The effort led to their collaborative research with the Texas Advanced Computing Center and subsequent working paper, Taxing Top Earners: A Human Capital Perspective.
The model economy developed by Badel and Huggett is calibrated to match the US earnings distribution, where earnings and wealth vary widely across the population.
“When one builds an economic model, a typical assumption is that agents make best choices to maximize their welfare,” said Huggett an economics researcher at Georgetown University. “Solving a maximization problem by computer can take a particularly long time if the number of possible states of individuals are very large.”
“We need resources like Stampede to first compute economic agent decisions about working, learning, and saving, and then simulate those results per the millions of households in the U.S. to determine aggregate behavior,” added Badel, an economist at the Federal Reserve Bank of St. Louis.
The vastly different results arrived at by the two research groups were partly due a consideration of human capital accumulation, which if reduced in the high income group would negatively impact government revenue. According to the argument, potential high earners invest heavily in skills development even if it comes at the cost of revenue, but higher taxes would make them less willing to make this trade-off.

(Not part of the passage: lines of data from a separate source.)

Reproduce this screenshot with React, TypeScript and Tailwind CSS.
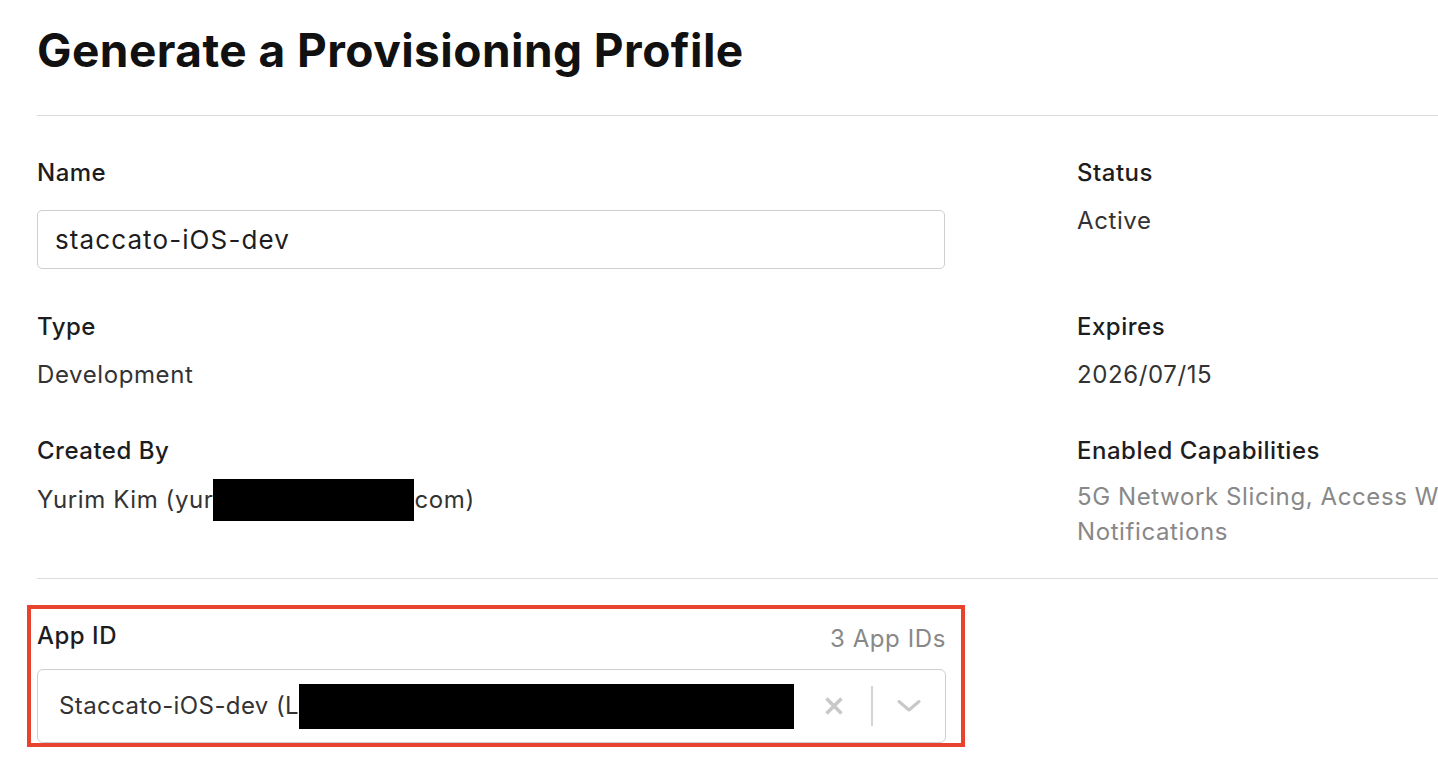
const font = { fontFamily: 'Inter, "Noto Sans", sans-serif' }

function Field({ label, children }: { label: string; children: React.ReactNode }) {
  return (
    <div className="flex flex-col">
      <div className="text-[24px] leading-[28px] font-medium tracking-[0.5px] text-[#1d1d1f]">{label}</div>
      {children}
    </div>
  )
}

const value = 'text-[24px] leading-[28px] tracking-[0.6px] text-[#333]'

export default function App() {
  return (
    <div className="w-[1438px] h-[776px] overflow-hidden bg-white" style={font}>
      <div className="pl-[37px] w-[1800px]">
        <h1 className="pt-[24px] text-[46px] leading-[52px] font-bold text-[#111] tracking-[0.45px]">
          Generate a Provisioning Profile
        </h1>
        <div className="mt-[39px] h-px bg-[#dcdcdc]" />

        <div className="flex pt-[43px]">
          <div className="w-[1040px] shrink-0">
            <div className="w-[908px]">
              <Field label="Name">
                <div className="mt-[23px] h-[59px] rounded-[5px] border border-[#cfcfcf] flex items-center pl-[17px] text-[26px] tracking-[1.1px] text-[#1d1d1f]">
                  staccato-iOS-dev
                </div>
              </Field>
              <div className="mt-[44px]">
                <Field label="Type">
                  <div className={`mt-[20px] ${value}`}>Development</div>
                </Field>
              </div>
              <div className="mt-[48px]">
                <Field label="Created By">
                  <div className={`mt-[14px] flex items-center ${value}`}>
                    <span>Yurim Kim (yur</span>
                    <span className="inline-block w-[201px] h-[42px] bg-black" />
                    <span>com)</span>
                  </div>
                </Field>
              </div>
            </div>
          </div>

          <div className="w-[680px] shrink-0">
            <Field label="Status">
              <div className={`mt-[20px] ${value}`}>Active</div>
            </Field>
            <div className="mt-[78px]">
              <Field label="Expires">
                <div className={`mt-[20px] ${value}`}>2026/07/15</div>
              </Field>
            </div>
            <div className="mt-[48px]">
              <Field label="Enabled Capabilities">
                <div className="mt-[14px] w-[640px] text-[24px] leading-[35px] tracking-[0.6px] text-[#888]">
                  5G Network Slicing, Access WiFi Information, Push Notifications
                </div>
              </Field>
            </div>
          </div>
        </div>

        <div className="mt-[29px] h-px bg-[#dcdcdc]" />

        <div className="mt-[26px] -ml-[10px] w-[938px] border-[4px] border-[#e8432e] pl-[6px] pr-[15px] pt-[13px]">
          <div className="flex items-end justify-between">
            <div className="text-[24px] leading-[28px] font-medium tracking-[0.5px] text-[#1d1d1f]">App ID</div>
            <div className="text-[24px] leading-[28px] tracking-[0.6px] text-[#888] translate-y-[3px]">3 App IDs</div>
          </div>
          <div className="mt-[19px] h-[74px] rounded-[6px] border border-[#cfcfcf] flex items-center pl-[21px] pr-[24px]">
            <div className="flex items-center flex-1 text-[24px] tracking-[0.4px] text-[#333]">
              <span>Staccato-iOS-dev (L</span>
              <span className="inline-block w-[495px] h-[45px] bg-black" />
            </div>
            <svg width="20" height="20" viewBox="0 0 20 20" className="shrink-0">
              <path d="M2.5 2.5 L17.5 17.5 M17.5 2.5 L2.5 17.5" stroke="#c8c8c8" strokeWidth="3.5" />
            </svg>
            <div className="ml-[27px] mr-[24px] w-[2px] h-[40px] bg-[#d4d4d4]" />
            <svg width="24" height="14" viewBox="0 0 24 14" className="shrink-0">
              <path d="M2 2.5 L12 11 L22 2.5" fill="none" stroke="#c8c8c8" strokeWidth="3" strokeLinecap="round" strokeLinejoin="round" />
            </svg>
          </div>
        </div>
      </div>
    </div>
  )
}
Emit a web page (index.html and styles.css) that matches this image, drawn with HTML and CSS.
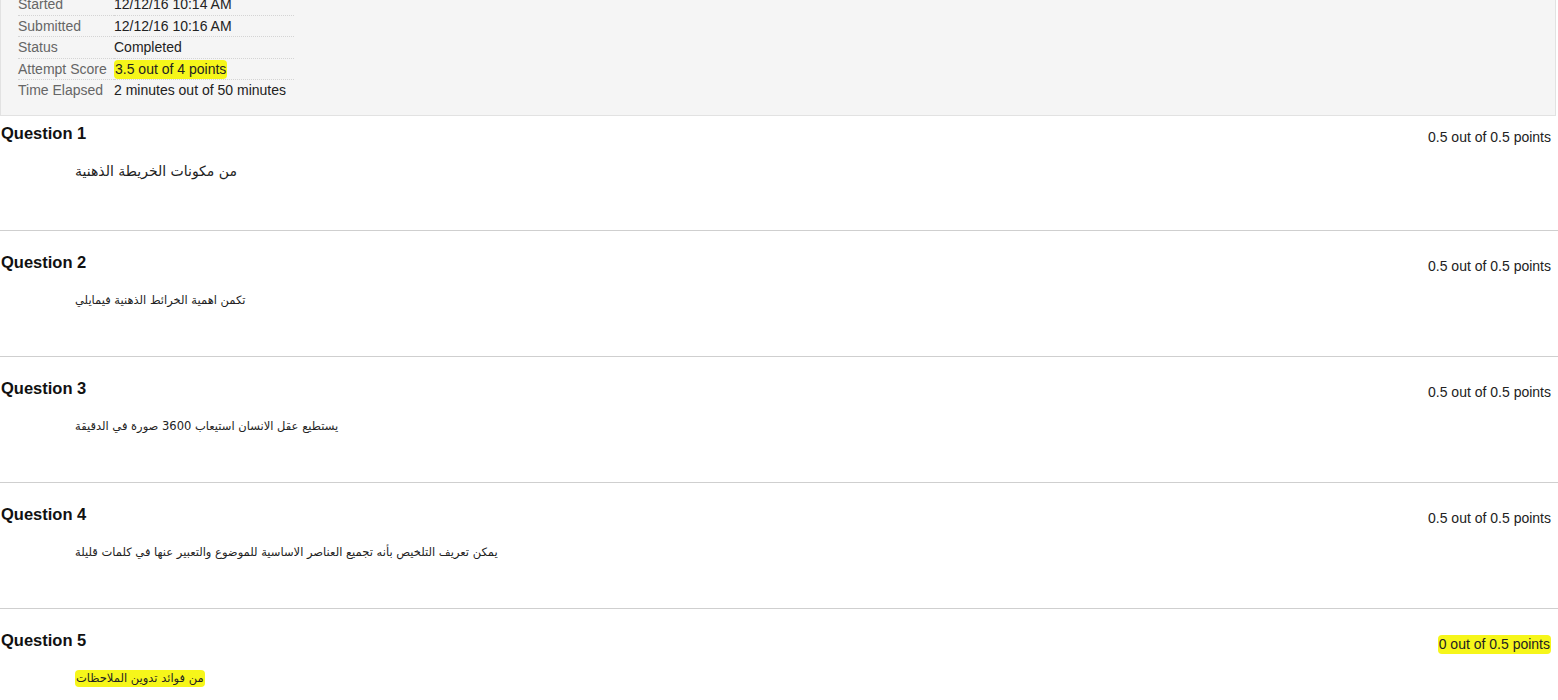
FILE: index.html
```html
<!DOCTYPE html>
<html lang="en">
<head>
    <meta charset="UTF-8">
    <meta name="viewport" content="width=device-width, initial-scale=1.0">
    <title>Review Test Submission</title>
    <link rel="stylesheet" href="styles.css">
</head>
<body>
    <div class="attempt-panel">
        <table class="attempt-info">
            <tr><th>Started</th><td>12/12/16 10:14 AM</td></tr>
            <tr><th>Submitted</th><td>12/12/16 10:16 AM</td></tr>
            <tr><th>Status</th><td>Completed</td></tr>
            <tr><th>Attempt Score</th><td><span class="mark">3.5 out of 4 points</span></td></tr>
            <tr><th>Time Elapsed</th><td>2 minutes out of 50 minutes</td></tr>
        </table>
    </div>

    <div class="question first">
        <div class="question-head">
            <h3>Question 1</h3>
            <div class="points">0.5 out of 0.5 points</div>
        </div>
        <div class="question-text big">من مكونات الخريطة الذهنية</div>
    </div>

    <div class="question">
        <div class="question-head">
            <h3>Question 2</h3>
            <div class="points">0.5 out of 0.5 points</div>
        </div>
        <div class="question-text">تكمن اهمية الخرائط الذهنية فيمايلي</div>
    </div>

    <div class="question">
        <div class="question-head">
            <h3>Question 3</h3>
            <div class="points">0.5 out of 0.5 points</div>
        </div>
        <div class="question-text">يستطيع عقل الانسان استيعاب 3600 صورة في الدقيقة</div>
    </div>

    <div class="question">
        <div class="question-head">
            <h3>Question 4</h3>
            <div class="points">0.5 out of 0.5 points</div>
        </div>
        <div class="question-text">يمكن تعريف التلخيص بأنه تجميع العناصر الاساسية للموضوع والتعبير عنها في كلمات قليلة</div>
    </div>

    <div class="question last">
        <div class="question-head">
            <h3>Question 5</h3>
            <div class="points"><span class="mark">0 out of 0.5 points</span></div>
        </div>
        <div class="question-text"><span class="mark">من فوائد تدوين الملاحظات</span></div>
    </div>
</body>
</html>
```

FILE: styles.css
```css
body {
    margin: 0;
    font-family: "Liberation Sans", Arial, "DejaVu Sans", sans-serif;
    font-size: 14px;
    color: #333;
    background: #fff;
    overflow: hidden;
}

/* attempt summary */
.attempt-panel {
    margin: -14px 2px 0 0;
    padding: 8px 0 14px 17px;
    background-color: #f5f5f5;
    border-left: 1px solid #e2e2e2;
    border-right: 1px solid #e2e2e2;
    border-bottom: 1px solid #e2e2e2;
}
.attempt-info {
    border-collapse: collapse;
    width: 276px;
}
.attempt-info th,
.attempt-info td {
    padding: 0;
    line-height: 20.6px;
    font-weight: normal;
    text-align: left;
    white-space: nowrap;
    vertical-align: middle;
}
.attempt-info th {
    width: 96px;
    color: #666;
}
.attempt-info td {
    color: #222;
}
.attempt-info tr {
    border-bottom: 1px dotted #d4d4d4;
}
.attempt-info tr:last-child {
    border-bottom: none;
}

.mark {
    background-color: #f6f61a;
    border-radius: 4px;
    padding: 1px 1px 2px;
}

/* questions */
.question {
    padding: 21px 7px 46px 1px;
    border-bottom: 1px solid #cfcfcf;
}
.question.first {
    padding-top: 7px;
    padding-bottom: 49px;
}
.question.last {
    border-bottom: none;
}
.question-head {
    display: flex;
    justify-content: space-between;
    align-items: flex-start;
    height: 20px;
}
.question-head h3 {
    margin: 0;
    font-size: 16.5px;
    line-height: 20px;
    font-weight: bold;
    color: #111;
}
.points {
    margin-top: 4px;
    line-height: 20px;
    color: #222;
}
.question-text {
    height: 20px;
    margin: 18px 0 0 74px;
    font-family: "DejaVu Sans", sans-serif;
    font-size: 11.5px;
    line-height: 20px;
    color: #222;
}
.question-text.big {
    font-size: 14px;
}
```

Badel and Huggett are still running simulations to determine the optimal tax rate, but initial simulations of the model economy arrived at 53 percent as the optimal tax rate for top earners, higher than the current rate of 42.5 percent but lower than the 73 percent rate proposed by Diamond and Saez.
Besides stimulating conversation about income disparity and government policy, the research has economists and policymakers discussing the relative merits of complex quantitative models versus more traditional economic models.